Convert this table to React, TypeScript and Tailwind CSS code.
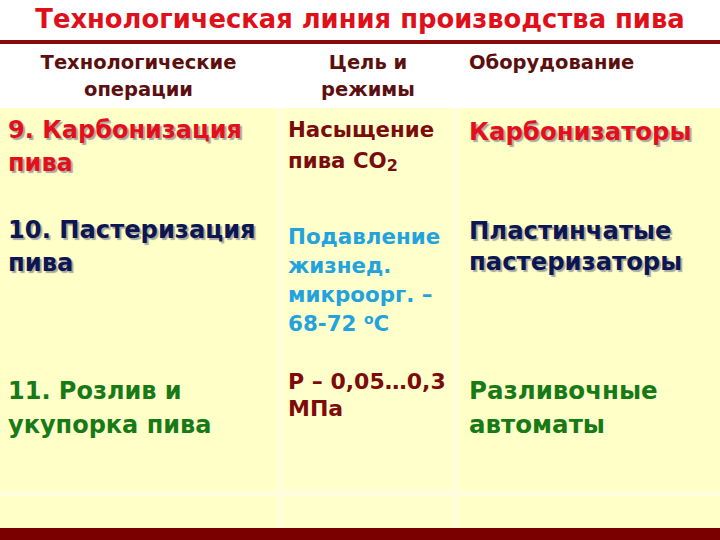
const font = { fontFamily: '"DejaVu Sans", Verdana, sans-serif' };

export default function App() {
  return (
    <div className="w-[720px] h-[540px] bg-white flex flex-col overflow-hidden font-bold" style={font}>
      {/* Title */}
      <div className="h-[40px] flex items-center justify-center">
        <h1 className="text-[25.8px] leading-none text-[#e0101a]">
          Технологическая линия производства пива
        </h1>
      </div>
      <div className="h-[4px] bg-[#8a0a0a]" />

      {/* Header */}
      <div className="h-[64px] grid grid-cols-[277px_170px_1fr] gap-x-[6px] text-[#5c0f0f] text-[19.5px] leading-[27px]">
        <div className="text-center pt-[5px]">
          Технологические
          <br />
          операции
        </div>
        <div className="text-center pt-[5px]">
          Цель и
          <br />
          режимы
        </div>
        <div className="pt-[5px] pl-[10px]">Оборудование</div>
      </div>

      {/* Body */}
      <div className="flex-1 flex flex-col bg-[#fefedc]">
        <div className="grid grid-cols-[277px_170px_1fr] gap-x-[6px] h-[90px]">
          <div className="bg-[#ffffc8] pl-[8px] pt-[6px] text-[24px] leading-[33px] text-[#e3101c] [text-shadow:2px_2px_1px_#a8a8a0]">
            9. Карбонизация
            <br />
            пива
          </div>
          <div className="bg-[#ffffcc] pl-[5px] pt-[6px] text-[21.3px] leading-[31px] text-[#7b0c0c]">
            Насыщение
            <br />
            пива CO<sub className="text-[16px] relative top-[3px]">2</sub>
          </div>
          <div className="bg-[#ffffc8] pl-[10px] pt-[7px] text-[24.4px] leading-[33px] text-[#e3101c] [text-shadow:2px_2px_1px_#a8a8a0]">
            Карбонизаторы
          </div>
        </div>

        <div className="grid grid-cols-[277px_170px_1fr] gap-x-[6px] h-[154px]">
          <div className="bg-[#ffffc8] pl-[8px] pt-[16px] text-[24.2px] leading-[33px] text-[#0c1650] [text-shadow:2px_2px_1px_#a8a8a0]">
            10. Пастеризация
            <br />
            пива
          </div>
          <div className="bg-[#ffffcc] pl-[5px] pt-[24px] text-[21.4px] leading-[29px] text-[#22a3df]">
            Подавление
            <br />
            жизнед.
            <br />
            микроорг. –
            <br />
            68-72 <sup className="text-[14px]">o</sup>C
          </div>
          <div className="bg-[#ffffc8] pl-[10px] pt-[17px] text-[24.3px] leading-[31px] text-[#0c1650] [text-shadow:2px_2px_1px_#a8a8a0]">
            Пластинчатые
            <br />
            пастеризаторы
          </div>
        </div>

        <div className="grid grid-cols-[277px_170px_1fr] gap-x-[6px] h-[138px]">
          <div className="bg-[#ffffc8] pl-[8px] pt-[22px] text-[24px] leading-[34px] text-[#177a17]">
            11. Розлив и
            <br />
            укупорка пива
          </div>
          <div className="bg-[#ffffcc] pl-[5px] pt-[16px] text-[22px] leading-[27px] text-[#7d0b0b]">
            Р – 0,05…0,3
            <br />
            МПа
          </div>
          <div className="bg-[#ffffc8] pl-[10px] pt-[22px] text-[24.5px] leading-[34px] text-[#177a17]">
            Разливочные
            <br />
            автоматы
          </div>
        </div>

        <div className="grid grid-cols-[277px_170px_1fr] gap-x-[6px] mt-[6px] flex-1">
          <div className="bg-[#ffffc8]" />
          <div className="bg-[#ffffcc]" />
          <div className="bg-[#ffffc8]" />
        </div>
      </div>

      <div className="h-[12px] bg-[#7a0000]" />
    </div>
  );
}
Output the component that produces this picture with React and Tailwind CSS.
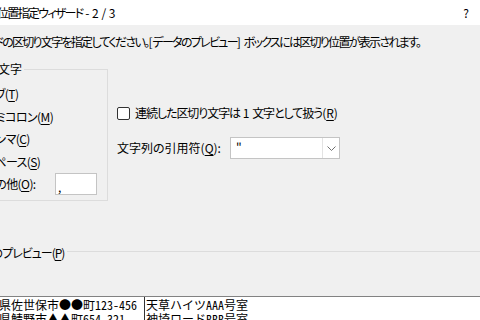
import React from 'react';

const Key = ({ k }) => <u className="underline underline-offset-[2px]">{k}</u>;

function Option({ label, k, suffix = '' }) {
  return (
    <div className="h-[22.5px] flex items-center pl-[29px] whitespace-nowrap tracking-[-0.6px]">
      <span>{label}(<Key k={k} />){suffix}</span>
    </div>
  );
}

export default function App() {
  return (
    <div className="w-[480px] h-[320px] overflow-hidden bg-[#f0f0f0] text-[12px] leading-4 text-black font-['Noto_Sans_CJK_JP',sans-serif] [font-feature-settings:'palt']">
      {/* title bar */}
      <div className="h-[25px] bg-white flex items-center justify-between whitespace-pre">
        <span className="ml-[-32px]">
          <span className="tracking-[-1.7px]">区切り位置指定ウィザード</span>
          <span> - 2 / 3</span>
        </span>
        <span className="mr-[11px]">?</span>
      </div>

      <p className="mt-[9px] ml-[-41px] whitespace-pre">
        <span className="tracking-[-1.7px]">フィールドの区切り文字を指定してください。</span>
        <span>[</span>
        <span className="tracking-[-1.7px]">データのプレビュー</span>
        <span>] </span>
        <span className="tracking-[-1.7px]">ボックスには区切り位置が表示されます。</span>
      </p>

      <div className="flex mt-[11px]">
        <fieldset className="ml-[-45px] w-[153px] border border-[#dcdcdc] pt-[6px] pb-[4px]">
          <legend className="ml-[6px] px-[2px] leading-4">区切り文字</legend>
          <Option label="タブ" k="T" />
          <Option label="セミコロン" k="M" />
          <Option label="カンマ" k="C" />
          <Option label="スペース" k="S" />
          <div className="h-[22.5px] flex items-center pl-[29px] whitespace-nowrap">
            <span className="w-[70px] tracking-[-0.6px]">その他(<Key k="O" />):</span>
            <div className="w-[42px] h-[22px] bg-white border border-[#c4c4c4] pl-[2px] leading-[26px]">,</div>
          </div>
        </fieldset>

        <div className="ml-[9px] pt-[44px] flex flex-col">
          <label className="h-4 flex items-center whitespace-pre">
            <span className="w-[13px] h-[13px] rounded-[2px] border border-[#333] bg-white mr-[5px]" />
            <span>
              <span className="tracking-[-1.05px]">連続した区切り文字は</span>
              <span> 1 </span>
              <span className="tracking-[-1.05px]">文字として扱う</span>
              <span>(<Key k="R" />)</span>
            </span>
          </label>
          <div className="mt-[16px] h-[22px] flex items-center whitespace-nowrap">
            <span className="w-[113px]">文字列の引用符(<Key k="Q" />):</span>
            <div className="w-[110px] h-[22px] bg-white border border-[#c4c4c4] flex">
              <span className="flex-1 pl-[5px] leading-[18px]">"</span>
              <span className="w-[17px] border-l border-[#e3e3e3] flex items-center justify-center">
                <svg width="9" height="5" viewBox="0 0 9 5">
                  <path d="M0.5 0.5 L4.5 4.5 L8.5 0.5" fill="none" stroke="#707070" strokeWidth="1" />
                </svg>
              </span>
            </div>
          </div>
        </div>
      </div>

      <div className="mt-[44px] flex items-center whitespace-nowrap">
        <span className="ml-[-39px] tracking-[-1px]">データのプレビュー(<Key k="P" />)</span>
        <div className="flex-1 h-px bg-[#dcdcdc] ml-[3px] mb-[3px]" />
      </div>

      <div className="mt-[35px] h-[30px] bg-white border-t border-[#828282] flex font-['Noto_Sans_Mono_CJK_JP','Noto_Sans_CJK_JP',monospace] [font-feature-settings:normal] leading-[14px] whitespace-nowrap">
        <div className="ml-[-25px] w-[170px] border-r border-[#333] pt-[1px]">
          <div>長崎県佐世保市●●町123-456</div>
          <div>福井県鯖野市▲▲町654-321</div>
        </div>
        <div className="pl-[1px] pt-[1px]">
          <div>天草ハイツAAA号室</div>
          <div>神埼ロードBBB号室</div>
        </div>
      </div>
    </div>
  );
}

EXERCISE REQUIREMENTS:
Repeat the listing above exactly, with no pictures.

RESPONSE:
Convert this table to React, TypeScript and Tailwind CSS code.
const font = { fontFamily: '"DejaVu Sans", Verdana, sans-serif' };

export default function App() {
  return (
    <div className="w-[720px] h-[540px] bg-white flex flex-col overflow-hidden font-bold" style={font}>
      {/* Title */}
      <div className="h-[40px] flex items-center justify-center">
        <h1 className="text-[25.8px] leading-none text-[#e0101a]">
          Технологическая линия производства пива
        </h1>
      </div>
      <div className="h-[4px] bg-[#8a0a0a]" />

      {/* Header */}
      <div className="h-[64px] grid grid-cols-[277px_170px_1fr] gap-x-[6px] text-[#5c0f0f] text-[19.5px] leading-[27px]">
        <div className="text-center pt-[5px]">
          Технологические
          <br />
          операции
        </div>
        <div className="text-center pt-[5px]">
          Цель и
          <br />
          режимы
        </div>
        <div className="pt-[5px] pl-[10px]">Оборудование</div>
      </div>

      {/* Body */}
      <div className="flex-1 flex flex-col bg-[#fefedc]">
        <div className="grid grid-cols-[277px_170px_1fr] gap-x-[6px] h-[90px]">
          <div className="bg-[#ffffc8] pl-[8px] pt-[6px] text-[24px] leading-[33px] text-[#e3101c] [text-shadow:2px_2px_1px_#a8a8a0]">
            9. Карбонизация
            <br />
            пива
          </div>
          <div className="bg-[#ffffcc] pl-[5px] pt-[6px] text-[21.3px] leading-[31px] text-[#7b0c0c]">
            Насыщение
            <br />
            пива CO<sub className="text-[16px] relative top-[3px]">2</sub>
          </div>
          <div className="bg-[#ffffc8] pl-[10px] pt-[7px] text-[24.4px] leading-[33px] text-[#e3101c] [text-shadow:2px_2px_1px_#a8a8a0]">
            Карбонизаторы
          </div>
        </div>

        <div className="grid grid-cols-[277px_170px_1fr] gap-x-[6px] h-[154px]">
          <div className="bg-[#ffffc8] pl-[8px] pt-[16px] text-[24.2px] leading-[33px] text-[#0c1650] [text-shadow:2px_2px_1px_#a8a8a0]">
            10. Пастеризация
            <br />
            пива
          </div>
          <div className="bg-[#ffffcc] pl-[5px] pt-[24px] text-[21.4px] leading-[29px] text-[#22a3df]">
            Подавление
            <br />
            жизнед.
            <br />
            микроорг. –
            <br />
            68-72 <sup className="text-[14px]">o</sup>C
          </div>
          <div className="bg-[#ffffc8] pl-[10px] pt-[17px] text-[24.3px] leading-[31px] text-[#0c1650] [text-shadow:2px_2px_1px_#a8a8a0]">
            Пластинчатые
            <br />
            пастеризаторы
          </div>
        </div>

        <div className="grid grid-cols-[277px_170px_1fr] gap-x-[6px] h-[138px]">
          <div className="bg-[#ffffc8] pl-[8px] pt-[22px] text-[24px] leading-[34px] text-[#177a17]">
            11. Розлив и
            <br />
            укупорка пива
          </div>
          <div className="bg-[#ffffcc] pl-[5px] pt-[16px] text-[22px] leading-[27px] text-[#7d0b0b]">
            Р – 0,05…0,3
            <br />
            МПа
          </div>
          <div className="bg-[#ffffc8] pl-[10px] pt-[22px] text-[24.5px] leading-[34px] text-[#177a17]">
            Разливочные
            <br />
            автоматы
          </div>
        </div>

        <div className="grid grid-cols-[277px_170px_1fr] gap-x-[6px] mt-[6px] flex-1">
          <div className="bg-[#ffffc8]" />
          <div className="bg-[#ffffcc]" />
          <div className="bg-[#ffffc8]" />
        </div>
      </div>

      <div className="h-[12px] bg-[#7a0000]" />
    </div>
  );
}
Output the component that produces this picture with React and Tailwind CSS.
import React from 'react';

const Key = ({ k }) => <u className="underline underline-offset-[2px]">{k}</u>;

function Option({ label, k, suffix = '' }) {
  return (
    <div className="h-[22.5px] flex items-center pl-[29px] whitespace-nowrap tracking-[-0.6px]">
      <span>{label}(<Key k={k} />){suffix}</span>
    </div>
  );
}

export default function App() {
  return (
    <div className="w-[480px] h-[320px] overflow-hidden bg-[#f0f0f0] text-[12px] leading-4 text-black font-['Noto_Sans_CJK_JP',sans-serif] [font-feature-settings:'palt']">
      {/* title bar */}
      <div className="h-[25px] bg-white flex items-center justify-between whitespace-pre">
        <span className="ml-[-32px]">
          <span className="tracking-[-1.7px]">区切り位置指定ウィザード</span>
          <span> - 2 / 3</span>
        </span>
        <span className="mr-[11px]">?</span>
      </div>

      <p className="mt-[9px] ml-[-41px] whitespace-pre">
        <span className="tracking-[-1.7px]">フィールドの区切り文字を指定してください。</span>
        <span>[</span>
        <span className="tracking-[-1.7px]">データのプレビュー</span>
        <span>] </span>
        <span className="tracking-[-1.7px]">ボックスには区切り位置が表示されます。</span>
      </p>

      <div className="flex mt-[11px]">
        <fieldset className="ml-[-45px] w-[153px] border border-[#dcdcdc] pt-[6px] pb-[4px]">
          <legend className="ml-[6px] px-[2px] leading-4">区切り文字</legend>
          <Option label="タブ" k="T" />
          <Option label="セミコロン" k="M" />
          <Option label="カンマ" k="C" />
          <Option label="スペース" k="S" />
          <div className="h-[22.5px] flex items-center pl-[29px] whitespace-nowrap">
            <span className="w-[70px] tracking-[-0.6px]">その他(<Key k="O" />):</span>
            <div className="w-[42px] h-[22px] bg-white border border-[#c4c4c4] pl-[2px] leading-[26px]">,</div>
          </div>
        </fieldset>

        <div className="ml-[9px] pt-[44px] flex flex-col">
          <label className="h-4 flex items-center whitespace-pre">
            <span className="w-[13px] h-[13px] rounded-[2px] border border-[#333] bg-white mr-[5px]" />
            <span>
              <span className="tracking-[-1.05px]">連続した区切り文字は</span>
              <span> 1 </span>
              <span className="tracking-[-1.05px]">文字として扱う</span>
              <span>(<Key k="R" />)</span>
            </span>
          </label>
          <div className="mt-[16px] h-[22px] flex items-center whitespace-nowrap">
            <span className="w-[113px]">文字列の引用符(<Key k="Q" />):</span>
            <div className="w-[110px] h-[22px] bg-white border border-[#c4c4c4] flex">
              <span className="flex-1 pl-[5px] leading-[18px]">"</span>
              <span className="w-[17px] border-l border-[#e3e3e3] flex items-center justify-center">
                <svg width="9" height="5" viewBox="0 0 9 5">
                  <path d="M0.5 0.5 L4.5 4.5 L8.5 0.5" fill="none" stroke="#707070" strokeWidth="1" />
                </svg>
              </span>
            </div>
          </div>
        </div>
      </div>

      <div className="mt-[44px] flex items-center whitespace-nowrap">
        <span className="ml-[-39px] tracking-[-1px]">データのプレビュー(<Key k="P" />)</span>
        <div className="flex-1 h-px bg-[#dcdcdc] ml-[3px] mb-[3px]" />
      </div>

      <div className="mt-[35px] h-[30px] bg-white border-t border-[#828282] flex font-['Noto_Sans_Mono_CJK_JP','Noto_Sans_CJK_JP',monospace] [font-feature-settings:normal] leading-[14px] whitespace-nowrap">
        <div className="ml-[-25px] w-[170px] border-r border-[#333] pt-[1px]">
          <div>長崎県佐世保市●●町123-456</div>
          <div>福井県鯖野市▲▲町654-321</div>
        </div>
        <div className="pl-[1px] pt-[1px]">
          <div>天草ハイツAAA号室</div>
          <div>神埼ロードBBB号室</div>
        </div>
      </div>
    </div>
  );
}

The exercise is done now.